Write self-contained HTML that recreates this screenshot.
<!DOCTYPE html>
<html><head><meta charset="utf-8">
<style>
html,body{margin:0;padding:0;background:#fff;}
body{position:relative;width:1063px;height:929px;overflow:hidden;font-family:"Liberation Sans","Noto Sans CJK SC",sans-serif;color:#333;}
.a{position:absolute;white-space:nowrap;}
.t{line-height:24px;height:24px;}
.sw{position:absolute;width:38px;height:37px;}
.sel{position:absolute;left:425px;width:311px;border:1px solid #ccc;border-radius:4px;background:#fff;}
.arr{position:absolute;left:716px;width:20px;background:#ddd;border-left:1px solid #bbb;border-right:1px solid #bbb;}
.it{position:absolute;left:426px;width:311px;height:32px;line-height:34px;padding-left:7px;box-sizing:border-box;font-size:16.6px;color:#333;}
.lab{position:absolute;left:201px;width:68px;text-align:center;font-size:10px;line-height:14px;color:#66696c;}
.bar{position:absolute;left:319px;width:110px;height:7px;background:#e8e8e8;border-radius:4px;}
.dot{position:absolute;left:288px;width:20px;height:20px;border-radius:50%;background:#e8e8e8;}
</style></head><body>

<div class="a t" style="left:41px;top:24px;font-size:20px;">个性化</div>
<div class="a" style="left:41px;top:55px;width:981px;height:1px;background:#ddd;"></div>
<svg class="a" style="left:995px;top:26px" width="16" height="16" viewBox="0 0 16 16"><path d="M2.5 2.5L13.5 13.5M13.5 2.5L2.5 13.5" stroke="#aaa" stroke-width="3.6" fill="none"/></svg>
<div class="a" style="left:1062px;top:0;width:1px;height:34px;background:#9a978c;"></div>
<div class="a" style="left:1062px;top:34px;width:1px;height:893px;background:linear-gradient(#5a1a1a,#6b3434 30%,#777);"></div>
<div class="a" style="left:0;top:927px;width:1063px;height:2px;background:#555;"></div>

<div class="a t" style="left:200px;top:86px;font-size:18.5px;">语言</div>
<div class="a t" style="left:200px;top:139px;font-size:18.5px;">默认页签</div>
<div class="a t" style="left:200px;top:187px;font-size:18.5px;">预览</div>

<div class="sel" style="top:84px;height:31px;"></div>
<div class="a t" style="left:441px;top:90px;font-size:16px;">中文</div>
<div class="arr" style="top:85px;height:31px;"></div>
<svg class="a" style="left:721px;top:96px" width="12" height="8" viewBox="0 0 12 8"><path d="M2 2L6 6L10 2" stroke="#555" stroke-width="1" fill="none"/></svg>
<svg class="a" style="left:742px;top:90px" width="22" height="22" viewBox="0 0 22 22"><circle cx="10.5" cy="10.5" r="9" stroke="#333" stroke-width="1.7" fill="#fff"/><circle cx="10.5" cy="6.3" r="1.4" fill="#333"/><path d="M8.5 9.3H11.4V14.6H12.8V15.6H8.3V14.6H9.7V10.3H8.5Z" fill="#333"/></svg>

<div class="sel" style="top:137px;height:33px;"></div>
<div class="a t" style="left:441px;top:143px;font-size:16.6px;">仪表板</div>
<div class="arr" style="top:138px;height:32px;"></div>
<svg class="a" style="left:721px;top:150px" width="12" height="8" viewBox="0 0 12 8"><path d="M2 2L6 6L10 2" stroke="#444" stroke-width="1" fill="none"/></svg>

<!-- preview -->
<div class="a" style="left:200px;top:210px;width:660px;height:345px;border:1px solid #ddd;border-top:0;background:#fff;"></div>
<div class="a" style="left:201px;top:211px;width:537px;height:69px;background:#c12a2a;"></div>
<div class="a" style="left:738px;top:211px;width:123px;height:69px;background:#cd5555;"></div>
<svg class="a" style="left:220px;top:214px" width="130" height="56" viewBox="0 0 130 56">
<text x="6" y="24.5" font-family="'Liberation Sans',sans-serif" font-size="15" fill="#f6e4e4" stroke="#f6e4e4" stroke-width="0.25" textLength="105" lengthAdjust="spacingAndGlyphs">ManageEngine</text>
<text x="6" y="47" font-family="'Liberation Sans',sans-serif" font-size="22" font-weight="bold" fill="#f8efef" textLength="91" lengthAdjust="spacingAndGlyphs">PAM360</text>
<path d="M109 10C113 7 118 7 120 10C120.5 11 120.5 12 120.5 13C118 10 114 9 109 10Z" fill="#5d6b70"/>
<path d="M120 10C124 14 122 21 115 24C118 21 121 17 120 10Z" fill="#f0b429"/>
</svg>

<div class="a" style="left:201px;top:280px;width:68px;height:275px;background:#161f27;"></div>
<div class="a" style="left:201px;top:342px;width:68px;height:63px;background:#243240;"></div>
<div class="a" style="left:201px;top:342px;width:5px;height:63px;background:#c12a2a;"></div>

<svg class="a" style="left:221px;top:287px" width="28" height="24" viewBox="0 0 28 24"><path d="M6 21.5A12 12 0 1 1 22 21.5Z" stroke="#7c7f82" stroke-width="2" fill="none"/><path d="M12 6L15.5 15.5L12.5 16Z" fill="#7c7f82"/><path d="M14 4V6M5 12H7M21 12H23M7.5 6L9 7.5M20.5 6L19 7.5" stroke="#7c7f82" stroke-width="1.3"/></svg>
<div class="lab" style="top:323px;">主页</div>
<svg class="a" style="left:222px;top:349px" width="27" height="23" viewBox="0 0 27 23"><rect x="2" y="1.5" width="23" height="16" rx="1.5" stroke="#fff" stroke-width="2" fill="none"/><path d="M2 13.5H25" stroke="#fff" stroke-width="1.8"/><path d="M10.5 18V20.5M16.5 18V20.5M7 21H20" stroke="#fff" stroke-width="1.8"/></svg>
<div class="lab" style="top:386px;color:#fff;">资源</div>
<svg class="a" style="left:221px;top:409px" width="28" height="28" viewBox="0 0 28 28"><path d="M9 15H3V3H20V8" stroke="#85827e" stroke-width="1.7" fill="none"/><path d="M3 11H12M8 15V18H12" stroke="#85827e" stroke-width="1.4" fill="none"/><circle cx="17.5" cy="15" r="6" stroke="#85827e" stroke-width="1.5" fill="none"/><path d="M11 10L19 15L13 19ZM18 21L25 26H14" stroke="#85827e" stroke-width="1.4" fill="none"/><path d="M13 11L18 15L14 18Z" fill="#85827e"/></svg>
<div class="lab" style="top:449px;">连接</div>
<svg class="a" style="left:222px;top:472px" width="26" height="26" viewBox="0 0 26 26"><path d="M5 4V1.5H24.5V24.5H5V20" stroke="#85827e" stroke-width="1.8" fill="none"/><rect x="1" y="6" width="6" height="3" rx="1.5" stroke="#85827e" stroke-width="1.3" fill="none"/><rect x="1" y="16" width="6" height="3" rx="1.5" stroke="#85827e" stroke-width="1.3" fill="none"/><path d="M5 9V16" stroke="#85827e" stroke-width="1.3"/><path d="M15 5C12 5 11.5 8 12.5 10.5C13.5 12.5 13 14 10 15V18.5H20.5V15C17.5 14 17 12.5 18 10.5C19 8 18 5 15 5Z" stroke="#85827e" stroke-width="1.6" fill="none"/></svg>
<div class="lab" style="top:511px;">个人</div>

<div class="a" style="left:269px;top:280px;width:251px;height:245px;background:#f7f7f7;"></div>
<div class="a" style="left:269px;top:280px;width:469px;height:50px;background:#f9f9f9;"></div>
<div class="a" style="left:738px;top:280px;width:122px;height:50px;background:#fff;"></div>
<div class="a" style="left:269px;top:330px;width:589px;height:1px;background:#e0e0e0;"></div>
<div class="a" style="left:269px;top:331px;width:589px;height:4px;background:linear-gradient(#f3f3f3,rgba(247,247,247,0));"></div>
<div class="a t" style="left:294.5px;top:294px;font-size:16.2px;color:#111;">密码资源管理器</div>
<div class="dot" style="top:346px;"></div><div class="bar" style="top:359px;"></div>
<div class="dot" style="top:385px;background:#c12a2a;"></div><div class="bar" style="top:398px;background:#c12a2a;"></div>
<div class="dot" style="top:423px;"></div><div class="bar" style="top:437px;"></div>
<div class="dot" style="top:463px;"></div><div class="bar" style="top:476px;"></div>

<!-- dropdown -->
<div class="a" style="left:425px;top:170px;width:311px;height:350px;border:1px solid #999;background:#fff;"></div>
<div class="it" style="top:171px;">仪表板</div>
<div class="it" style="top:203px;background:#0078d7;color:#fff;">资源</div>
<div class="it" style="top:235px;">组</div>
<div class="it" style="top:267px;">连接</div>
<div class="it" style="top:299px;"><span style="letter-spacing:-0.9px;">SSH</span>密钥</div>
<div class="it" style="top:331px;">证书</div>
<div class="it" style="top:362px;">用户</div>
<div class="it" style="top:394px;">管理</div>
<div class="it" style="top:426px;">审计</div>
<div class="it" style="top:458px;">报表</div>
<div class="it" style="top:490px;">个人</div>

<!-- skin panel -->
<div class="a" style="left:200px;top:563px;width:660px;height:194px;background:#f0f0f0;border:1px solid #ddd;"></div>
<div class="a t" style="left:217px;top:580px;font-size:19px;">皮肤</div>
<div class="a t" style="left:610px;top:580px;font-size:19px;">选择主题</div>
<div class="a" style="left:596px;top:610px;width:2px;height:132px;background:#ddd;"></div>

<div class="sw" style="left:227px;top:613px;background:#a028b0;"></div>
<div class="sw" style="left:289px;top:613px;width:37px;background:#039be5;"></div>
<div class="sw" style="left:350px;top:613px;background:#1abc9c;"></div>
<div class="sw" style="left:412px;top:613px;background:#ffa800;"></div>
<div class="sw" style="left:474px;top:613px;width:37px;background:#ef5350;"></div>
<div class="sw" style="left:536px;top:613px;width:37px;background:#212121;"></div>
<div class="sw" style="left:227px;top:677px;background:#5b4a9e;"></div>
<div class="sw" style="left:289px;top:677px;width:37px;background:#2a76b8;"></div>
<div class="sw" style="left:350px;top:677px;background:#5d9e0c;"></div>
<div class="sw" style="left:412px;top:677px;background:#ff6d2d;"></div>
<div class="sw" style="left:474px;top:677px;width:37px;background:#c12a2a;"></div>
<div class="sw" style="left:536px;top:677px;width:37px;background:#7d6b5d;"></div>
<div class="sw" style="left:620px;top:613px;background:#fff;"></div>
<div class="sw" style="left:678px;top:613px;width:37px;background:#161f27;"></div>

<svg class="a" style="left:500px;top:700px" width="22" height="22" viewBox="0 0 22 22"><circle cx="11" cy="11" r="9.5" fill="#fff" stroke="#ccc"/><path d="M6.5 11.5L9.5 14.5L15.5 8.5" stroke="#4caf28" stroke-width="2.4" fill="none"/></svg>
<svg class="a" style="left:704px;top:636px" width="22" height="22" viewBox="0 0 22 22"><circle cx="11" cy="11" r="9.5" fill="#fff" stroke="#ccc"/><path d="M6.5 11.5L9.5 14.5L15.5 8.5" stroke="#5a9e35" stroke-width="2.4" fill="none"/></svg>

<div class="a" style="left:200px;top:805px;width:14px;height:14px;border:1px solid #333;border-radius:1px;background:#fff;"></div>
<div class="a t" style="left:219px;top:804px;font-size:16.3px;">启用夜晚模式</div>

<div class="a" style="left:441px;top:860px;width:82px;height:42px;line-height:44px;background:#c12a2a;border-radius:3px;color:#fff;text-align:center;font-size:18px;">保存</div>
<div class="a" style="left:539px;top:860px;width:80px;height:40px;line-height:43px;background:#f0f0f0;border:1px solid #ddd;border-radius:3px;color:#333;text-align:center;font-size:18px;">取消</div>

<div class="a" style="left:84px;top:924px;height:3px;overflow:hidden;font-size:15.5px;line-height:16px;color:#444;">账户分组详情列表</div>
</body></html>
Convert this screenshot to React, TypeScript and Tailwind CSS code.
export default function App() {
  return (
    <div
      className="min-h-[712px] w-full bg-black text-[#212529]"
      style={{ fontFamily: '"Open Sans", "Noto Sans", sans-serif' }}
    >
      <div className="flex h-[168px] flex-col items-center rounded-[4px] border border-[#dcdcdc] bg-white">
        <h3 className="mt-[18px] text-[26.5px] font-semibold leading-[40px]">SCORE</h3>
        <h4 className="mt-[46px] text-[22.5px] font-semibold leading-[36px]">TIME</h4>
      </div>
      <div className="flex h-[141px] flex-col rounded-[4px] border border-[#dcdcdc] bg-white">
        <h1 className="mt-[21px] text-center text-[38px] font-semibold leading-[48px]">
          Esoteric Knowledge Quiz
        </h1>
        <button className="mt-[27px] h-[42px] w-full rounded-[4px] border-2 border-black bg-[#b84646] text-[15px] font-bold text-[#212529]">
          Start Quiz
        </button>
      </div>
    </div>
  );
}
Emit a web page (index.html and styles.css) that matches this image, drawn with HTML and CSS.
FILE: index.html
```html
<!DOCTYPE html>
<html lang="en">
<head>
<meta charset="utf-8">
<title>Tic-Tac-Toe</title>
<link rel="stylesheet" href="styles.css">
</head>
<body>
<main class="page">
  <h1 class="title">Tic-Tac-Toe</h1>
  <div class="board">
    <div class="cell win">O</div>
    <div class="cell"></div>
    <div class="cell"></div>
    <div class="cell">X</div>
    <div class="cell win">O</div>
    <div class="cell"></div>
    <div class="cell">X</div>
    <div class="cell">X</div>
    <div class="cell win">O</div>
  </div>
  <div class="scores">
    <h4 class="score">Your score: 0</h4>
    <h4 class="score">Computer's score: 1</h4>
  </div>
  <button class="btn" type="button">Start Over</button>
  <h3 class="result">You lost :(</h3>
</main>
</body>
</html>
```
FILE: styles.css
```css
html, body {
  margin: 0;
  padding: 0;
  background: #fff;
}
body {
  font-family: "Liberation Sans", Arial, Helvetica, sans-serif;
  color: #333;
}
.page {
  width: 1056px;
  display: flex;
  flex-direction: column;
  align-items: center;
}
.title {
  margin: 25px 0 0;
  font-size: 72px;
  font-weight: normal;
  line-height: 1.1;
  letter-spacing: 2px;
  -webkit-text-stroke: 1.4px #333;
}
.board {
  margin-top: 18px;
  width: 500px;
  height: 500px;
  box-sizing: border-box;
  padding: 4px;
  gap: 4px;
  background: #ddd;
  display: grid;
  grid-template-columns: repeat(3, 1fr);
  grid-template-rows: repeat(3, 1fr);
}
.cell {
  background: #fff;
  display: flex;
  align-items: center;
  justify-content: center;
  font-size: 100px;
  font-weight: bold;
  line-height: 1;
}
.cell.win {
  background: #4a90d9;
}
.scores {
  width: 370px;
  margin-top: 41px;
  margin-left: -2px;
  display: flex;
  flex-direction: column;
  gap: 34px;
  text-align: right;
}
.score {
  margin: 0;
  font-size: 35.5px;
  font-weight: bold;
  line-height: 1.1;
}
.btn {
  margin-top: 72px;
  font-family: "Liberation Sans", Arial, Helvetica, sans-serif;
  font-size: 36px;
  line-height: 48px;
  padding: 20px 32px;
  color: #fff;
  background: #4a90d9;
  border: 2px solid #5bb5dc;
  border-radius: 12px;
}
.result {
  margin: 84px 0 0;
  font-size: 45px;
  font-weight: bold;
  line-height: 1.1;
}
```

.....

Search the data for the word "index" and copy each line where it appears.

Emit a web page (index.html and styles.css) that matches this image, drawn with HTML and CSS.
FILE: index.html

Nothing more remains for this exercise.